To reach the main chapel you cross a bridge over a pond filled with sculpted hands reaching upward. These are the hands of the souls in hell, grasping toward the bridge that represents the cycle of rebirth. Two giant guardian figures flank the entrance. The symbolic programme is entirely traditional in structure; the execution is entirely contemporary.
Inside the chapel, the walls are covered in murals that Kositpipat painted himself. The murals include figures from popular culture alongside Buddhist imagery: recognizable movie characters, superheroes, even images from global news events, all incorporated into a meditation on suffering, temptation, and the path toward enlightenment. The mixing of registers is intentional and deliberate. Photography is not permitted inside the chapel.
The complex also includes a golden building to the side that houses restrooms (yes, the toilets are deliberately spectacular — a counterpoint to the pure white of the main structure). There is a gallery building and a small garden. The entire grounds are immaculately maintained.
Practical Information
Entry costs 100 baht for foreign visitors. The complex is open daily from 8:00 to 17:30. On weekdays there is a brief midday closure of the chapel (approximately 12:00 to 13:00) that does not affect the grounds.
Dress code is strictly enforced: shoulders and knees must be covered. Sarongs are available for hire at the entrance for visitors who arrive unprepared. Shoes are removed before entering the chapel.
Weekends and Thai holidays bring large tour groups. If you want a quieter experience, arrive shortly after 8:00 on a weekday. By mid-morning the tour coaches have arrived and the bridge queue can be 20 or 30 minutes long.
There is a good market and several restaurants just outside the entrance, including a coffee shop in a separate building near the ticket office.
📍 Location on Google Maps
Getting There from Chiang Rai
From Chiang Rai city centre, the temple is about 13 km south on Highway 1. By tuk-tuk or songthaew from the city, expect to pay around 200–300 baht each way. Many tuk-tuk drivers will offer a half-day circuit combining the White Temple with Baan Dam (the Black House) on the north side of the city, which makes logical sense: the two sites represent opposite ends of the visual and philosophical spectrum, and doing both in a day gives a much richer sense of what Chiang Rai’s art scene has produced.
If you are driving or on a motorbike, the White Temple is an easy 20-minute ride from the city. There is a large car park directly in front of the entrance. The temple sits directly on the main Chiang Rai–Chiang Mai highway, so it is also a natural stop if you are making that drive by road.
Chiang Rai airport has connections to Bangkok (about 1 hour 20 minutes), and the city itself is worth a night or two. The night bazaar, the clock tower designed by Kositpipat himself, and the hill tribe museum are all within the city centre.

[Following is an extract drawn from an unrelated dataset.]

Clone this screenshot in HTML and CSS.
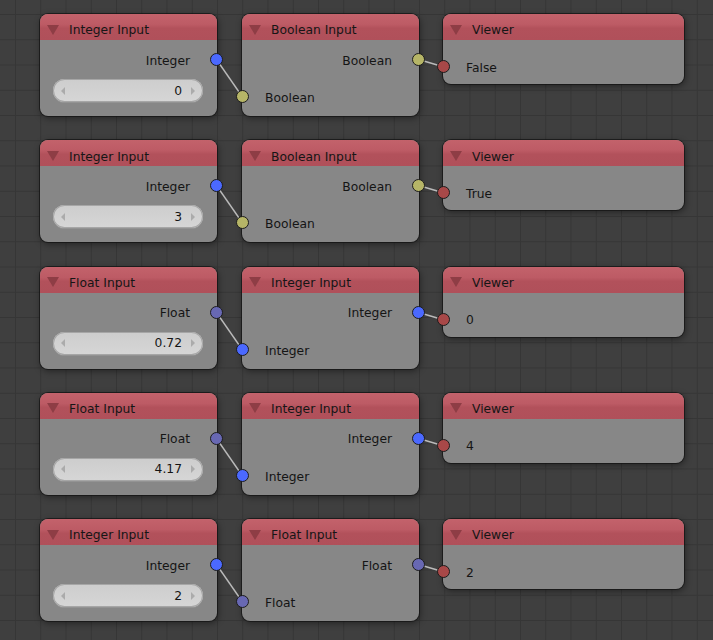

A Note on the 2014 Earthquake
A significant earthquake struck the area in May 2014 and damaged several sections of the temple, including the main chapel. Kositpipat refused insurance money and instead used the opportunity to improve the murals inside before restoring the structure. The repairs took some time but the temple was reopened fully, arguably in better condition than before. The story of the earthquake and the restoration is itself a reflection of the artist’s character and the nature of the project.
Combining White Temple with Black House
Baan Dam (the Black House) is 10 km north of Chiang Rai city, and Wat Rong Khun is 13 km south. Doing both in the same day from the city is entirely practical by tuk-tuk or hired motorbike. The contrast between the two is one of the more striking experiences available in the north of Thailand: white versus black, purity versus death, Buddhist transcendence versus the primal and the animal. Both were created by Thai artists with completely individual visions; neither looks like anything else in the country.